[Web page code records]
________

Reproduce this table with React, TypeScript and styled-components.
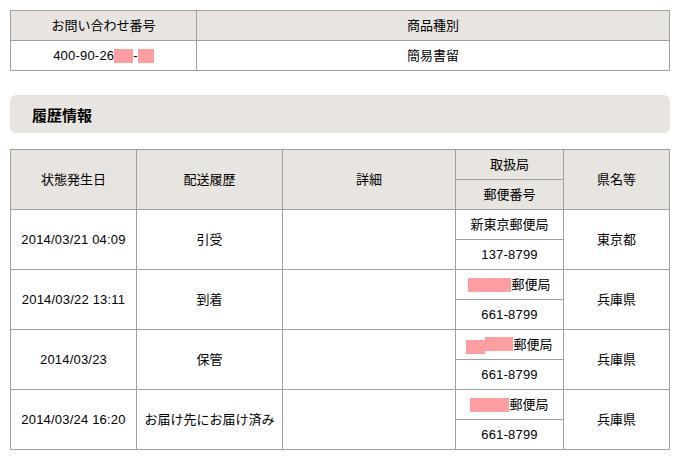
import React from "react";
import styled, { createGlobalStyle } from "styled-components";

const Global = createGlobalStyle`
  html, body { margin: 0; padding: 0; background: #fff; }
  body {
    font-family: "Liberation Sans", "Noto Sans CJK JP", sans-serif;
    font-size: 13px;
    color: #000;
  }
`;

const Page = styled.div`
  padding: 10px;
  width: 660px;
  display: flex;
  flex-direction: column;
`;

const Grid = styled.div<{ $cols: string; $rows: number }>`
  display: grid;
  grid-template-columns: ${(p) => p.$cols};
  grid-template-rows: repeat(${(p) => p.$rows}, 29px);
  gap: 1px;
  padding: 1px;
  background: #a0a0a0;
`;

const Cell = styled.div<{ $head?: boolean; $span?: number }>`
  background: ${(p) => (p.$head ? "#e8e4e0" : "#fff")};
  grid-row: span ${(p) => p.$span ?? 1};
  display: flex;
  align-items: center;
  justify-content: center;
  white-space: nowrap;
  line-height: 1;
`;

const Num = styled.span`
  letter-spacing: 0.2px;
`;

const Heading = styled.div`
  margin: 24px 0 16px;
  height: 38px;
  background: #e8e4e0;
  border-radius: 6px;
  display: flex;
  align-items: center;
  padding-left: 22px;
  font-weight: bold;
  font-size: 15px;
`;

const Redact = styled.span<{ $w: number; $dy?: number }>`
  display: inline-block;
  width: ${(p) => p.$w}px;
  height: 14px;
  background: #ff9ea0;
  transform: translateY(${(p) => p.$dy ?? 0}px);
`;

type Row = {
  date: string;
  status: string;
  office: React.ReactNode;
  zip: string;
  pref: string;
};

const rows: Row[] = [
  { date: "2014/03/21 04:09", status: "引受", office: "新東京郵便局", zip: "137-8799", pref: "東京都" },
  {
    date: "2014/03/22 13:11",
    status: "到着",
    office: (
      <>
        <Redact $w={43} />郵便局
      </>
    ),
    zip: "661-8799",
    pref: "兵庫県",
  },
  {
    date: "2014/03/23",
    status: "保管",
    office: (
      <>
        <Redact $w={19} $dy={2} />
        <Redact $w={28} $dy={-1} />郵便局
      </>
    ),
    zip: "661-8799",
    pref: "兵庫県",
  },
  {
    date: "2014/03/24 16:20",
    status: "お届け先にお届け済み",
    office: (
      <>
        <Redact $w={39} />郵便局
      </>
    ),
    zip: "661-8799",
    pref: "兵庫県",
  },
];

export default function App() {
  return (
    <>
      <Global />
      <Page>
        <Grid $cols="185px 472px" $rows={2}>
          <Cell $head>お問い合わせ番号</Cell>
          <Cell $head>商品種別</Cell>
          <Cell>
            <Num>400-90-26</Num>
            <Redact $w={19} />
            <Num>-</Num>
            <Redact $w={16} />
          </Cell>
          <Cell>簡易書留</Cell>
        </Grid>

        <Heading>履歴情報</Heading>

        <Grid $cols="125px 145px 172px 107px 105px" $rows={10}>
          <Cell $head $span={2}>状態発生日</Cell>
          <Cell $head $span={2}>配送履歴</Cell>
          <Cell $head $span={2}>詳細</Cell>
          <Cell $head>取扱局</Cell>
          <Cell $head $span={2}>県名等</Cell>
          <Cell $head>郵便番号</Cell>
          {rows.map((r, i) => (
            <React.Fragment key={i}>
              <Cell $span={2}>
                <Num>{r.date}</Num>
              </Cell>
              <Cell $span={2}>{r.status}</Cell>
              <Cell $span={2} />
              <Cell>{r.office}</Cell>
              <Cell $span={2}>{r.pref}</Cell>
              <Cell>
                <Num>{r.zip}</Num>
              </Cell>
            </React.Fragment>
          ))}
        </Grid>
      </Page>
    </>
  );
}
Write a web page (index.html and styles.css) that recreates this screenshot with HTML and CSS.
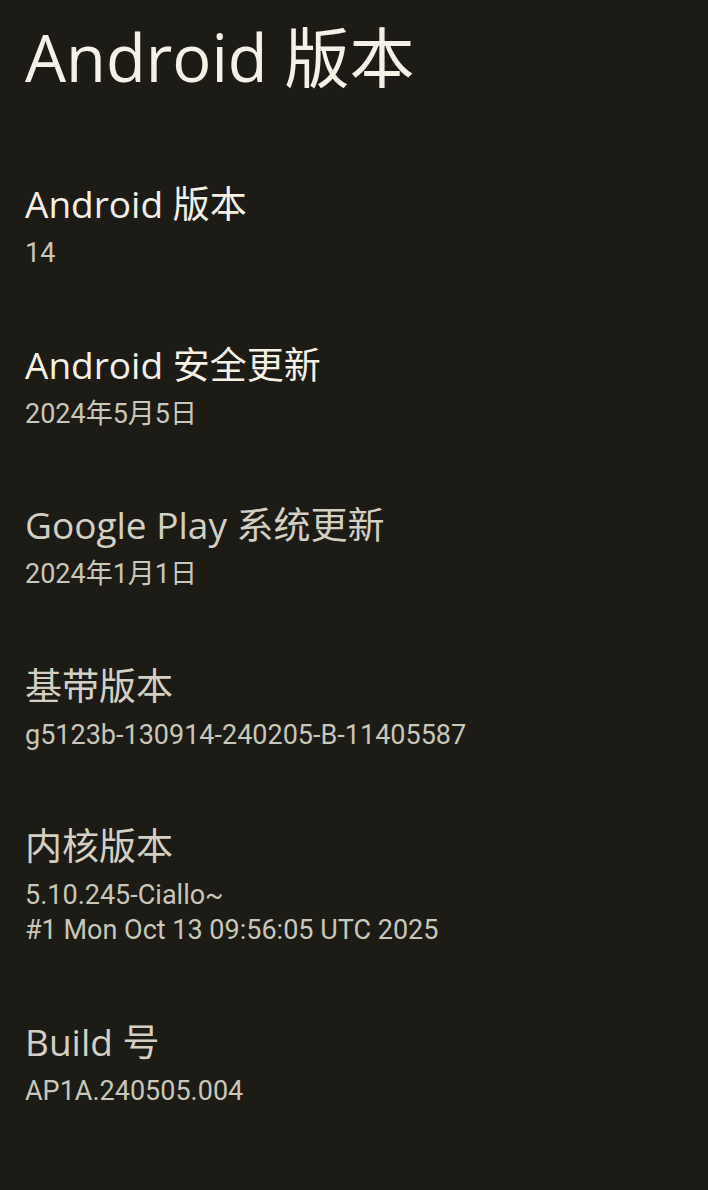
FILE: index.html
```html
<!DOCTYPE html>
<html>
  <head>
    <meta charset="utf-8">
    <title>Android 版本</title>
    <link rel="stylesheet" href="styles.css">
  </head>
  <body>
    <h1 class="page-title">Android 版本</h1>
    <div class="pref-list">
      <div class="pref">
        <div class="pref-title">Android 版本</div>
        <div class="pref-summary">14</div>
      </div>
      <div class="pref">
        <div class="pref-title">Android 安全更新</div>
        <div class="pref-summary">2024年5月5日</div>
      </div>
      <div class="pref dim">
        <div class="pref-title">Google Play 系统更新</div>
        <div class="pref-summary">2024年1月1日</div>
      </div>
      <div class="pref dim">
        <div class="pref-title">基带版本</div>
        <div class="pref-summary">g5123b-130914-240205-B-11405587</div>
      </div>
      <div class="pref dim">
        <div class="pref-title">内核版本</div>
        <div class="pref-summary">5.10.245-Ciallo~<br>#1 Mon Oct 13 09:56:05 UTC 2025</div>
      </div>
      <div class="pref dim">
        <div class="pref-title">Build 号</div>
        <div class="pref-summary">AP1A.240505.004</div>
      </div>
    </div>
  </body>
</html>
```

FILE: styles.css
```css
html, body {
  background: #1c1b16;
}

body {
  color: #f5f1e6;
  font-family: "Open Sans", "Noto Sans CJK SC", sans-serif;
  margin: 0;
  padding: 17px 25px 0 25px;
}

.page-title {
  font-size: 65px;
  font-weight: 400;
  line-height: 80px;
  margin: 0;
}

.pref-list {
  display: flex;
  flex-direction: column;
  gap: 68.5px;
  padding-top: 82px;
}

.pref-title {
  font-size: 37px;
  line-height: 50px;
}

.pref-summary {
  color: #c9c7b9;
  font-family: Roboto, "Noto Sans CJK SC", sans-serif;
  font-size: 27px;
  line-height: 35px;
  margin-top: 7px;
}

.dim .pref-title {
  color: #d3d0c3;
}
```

________

- _EXERCISE OBJECTIVE_
Show every line from the listing above in which the string "components" appears.

- _EXERCISE SOLUTION_
Reproduce this table with React, TypeScript and styled-components.
import styled, { createGlobalStyle } from "styled-components";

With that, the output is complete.